** begin DATASET EXTRACT **

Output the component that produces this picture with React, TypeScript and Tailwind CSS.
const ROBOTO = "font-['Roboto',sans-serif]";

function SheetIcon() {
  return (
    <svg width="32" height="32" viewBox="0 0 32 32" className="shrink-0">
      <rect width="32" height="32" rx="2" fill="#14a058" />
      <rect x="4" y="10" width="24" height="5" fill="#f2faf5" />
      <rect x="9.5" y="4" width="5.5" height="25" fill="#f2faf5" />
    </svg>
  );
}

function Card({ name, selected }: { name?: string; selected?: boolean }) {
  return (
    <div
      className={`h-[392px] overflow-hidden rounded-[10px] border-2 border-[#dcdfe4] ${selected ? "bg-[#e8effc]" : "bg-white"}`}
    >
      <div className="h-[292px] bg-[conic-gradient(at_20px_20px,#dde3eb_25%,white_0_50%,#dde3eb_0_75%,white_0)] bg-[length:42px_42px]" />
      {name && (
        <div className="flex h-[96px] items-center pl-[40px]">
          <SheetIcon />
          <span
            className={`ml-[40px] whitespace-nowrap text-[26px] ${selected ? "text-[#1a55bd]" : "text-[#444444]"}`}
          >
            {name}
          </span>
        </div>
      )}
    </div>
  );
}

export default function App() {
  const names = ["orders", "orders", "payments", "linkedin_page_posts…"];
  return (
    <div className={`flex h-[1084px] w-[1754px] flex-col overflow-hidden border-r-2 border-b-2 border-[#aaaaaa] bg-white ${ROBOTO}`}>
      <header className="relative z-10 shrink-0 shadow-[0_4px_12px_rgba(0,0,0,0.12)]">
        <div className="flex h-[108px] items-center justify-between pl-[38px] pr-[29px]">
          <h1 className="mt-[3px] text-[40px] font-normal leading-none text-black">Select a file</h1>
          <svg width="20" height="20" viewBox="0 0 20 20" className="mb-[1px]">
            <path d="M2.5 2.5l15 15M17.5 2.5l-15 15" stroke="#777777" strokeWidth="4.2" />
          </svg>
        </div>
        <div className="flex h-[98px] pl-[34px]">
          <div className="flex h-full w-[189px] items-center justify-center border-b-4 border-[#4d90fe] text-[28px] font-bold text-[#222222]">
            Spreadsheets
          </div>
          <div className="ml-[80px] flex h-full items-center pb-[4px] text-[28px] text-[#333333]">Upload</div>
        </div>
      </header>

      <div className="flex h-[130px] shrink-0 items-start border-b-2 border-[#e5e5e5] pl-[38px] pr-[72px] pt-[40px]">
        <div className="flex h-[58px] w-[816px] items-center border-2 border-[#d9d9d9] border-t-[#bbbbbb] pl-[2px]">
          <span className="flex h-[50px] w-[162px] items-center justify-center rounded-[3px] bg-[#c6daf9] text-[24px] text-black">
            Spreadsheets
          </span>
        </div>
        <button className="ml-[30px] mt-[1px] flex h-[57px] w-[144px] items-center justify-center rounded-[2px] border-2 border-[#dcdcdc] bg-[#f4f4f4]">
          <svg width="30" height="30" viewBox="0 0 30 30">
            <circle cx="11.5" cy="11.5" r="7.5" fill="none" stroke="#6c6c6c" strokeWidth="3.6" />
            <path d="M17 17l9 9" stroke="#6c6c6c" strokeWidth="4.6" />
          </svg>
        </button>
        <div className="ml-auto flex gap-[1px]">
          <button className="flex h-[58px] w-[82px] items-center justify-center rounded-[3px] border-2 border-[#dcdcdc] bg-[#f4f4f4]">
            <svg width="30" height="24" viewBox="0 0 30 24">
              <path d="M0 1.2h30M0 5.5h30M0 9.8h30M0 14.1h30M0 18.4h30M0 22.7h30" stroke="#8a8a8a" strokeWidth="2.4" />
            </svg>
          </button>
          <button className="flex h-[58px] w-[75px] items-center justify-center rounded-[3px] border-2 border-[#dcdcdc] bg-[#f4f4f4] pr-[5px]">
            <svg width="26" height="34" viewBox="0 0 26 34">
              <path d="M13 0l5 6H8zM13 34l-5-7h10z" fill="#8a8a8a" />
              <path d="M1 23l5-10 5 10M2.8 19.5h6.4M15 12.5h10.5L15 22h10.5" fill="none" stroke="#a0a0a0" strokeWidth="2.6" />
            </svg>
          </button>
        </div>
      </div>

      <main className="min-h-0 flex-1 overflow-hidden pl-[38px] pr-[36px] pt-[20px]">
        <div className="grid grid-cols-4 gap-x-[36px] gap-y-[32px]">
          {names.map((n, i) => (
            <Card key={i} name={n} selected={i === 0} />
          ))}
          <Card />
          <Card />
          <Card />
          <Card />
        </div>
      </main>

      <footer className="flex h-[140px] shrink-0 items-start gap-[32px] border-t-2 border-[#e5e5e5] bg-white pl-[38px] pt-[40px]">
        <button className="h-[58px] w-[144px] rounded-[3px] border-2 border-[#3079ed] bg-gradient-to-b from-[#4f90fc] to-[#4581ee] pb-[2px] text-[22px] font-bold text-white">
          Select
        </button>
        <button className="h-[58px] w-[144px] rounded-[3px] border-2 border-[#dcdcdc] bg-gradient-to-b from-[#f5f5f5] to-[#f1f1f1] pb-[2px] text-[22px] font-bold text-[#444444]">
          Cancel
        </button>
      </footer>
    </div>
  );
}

** end DATASET EXTRACT **
** begin DATASET EXTRACT **

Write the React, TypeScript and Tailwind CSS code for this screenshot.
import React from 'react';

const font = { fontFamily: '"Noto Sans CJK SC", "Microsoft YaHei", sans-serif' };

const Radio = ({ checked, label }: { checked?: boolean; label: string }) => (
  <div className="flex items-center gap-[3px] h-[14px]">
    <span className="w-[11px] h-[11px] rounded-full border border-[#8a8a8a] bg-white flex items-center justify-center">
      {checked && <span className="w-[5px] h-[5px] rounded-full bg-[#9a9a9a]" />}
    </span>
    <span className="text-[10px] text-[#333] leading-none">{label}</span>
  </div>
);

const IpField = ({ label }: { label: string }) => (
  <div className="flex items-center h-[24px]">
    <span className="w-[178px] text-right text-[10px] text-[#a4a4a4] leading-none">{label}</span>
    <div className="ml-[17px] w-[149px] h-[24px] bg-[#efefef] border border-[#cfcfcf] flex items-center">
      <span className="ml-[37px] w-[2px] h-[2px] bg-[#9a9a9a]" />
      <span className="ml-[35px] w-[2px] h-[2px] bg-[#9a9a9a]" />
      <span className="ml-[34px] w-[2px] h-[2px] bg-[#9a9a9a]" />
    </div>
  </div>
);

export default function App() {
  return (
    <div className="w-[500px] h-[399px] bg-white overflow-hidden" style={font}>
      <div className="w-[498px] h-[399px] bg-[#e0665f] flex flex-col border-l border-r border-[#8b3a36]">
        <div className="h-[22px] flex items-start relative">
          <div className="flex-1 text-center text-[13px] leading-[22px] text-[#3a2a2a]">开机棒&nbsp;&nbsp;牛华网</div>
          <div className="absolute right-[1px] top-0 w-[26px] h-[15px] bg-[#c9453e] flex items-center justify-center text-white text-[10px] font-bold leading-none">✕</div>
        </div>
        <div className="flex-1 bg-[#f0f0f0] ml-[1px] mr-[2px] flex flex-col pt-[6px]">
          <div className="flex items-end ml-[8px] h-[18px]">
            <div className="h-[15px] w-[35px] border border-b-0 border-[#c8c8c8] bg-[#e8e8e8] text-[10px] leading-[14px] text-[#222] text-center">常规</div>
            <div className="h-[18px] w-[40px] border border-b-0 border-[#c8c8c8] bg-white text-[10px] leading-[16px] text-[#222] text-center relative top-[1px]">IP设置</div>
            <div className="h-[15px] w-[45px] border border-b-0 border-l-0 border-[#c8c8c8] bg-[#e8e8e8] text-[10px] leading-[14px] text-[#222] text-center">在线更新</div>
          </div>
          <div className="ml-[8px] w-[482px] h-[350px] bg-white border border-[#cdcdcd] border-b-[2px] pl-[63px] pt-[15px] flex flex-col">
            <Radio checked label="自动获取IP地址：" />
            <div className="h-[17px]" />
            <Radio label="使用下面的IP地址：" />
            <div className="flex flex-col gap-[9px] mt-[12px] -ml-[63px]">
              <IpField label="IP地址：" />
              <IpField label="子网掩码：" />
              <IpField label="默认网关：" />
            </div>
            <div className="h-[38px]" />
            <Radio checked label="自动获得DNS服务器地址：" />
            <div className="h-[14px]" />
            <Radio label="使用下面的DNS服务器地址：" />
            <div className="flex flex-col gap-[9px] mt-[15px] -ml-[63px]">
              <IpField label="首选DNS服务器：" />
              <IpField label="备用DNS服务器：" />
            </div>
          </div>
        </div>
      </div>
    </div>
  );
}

** end DATASET EXTRACT **

• WORK TO COMPLETE:
Pull out each line holding the string "this".

• WORKED ANSWER:
Output the component that produces this picture with React, TypeScript and Tailwind CSS.
Write the React, TypeScript and Tailwind CSS code for this screenshot.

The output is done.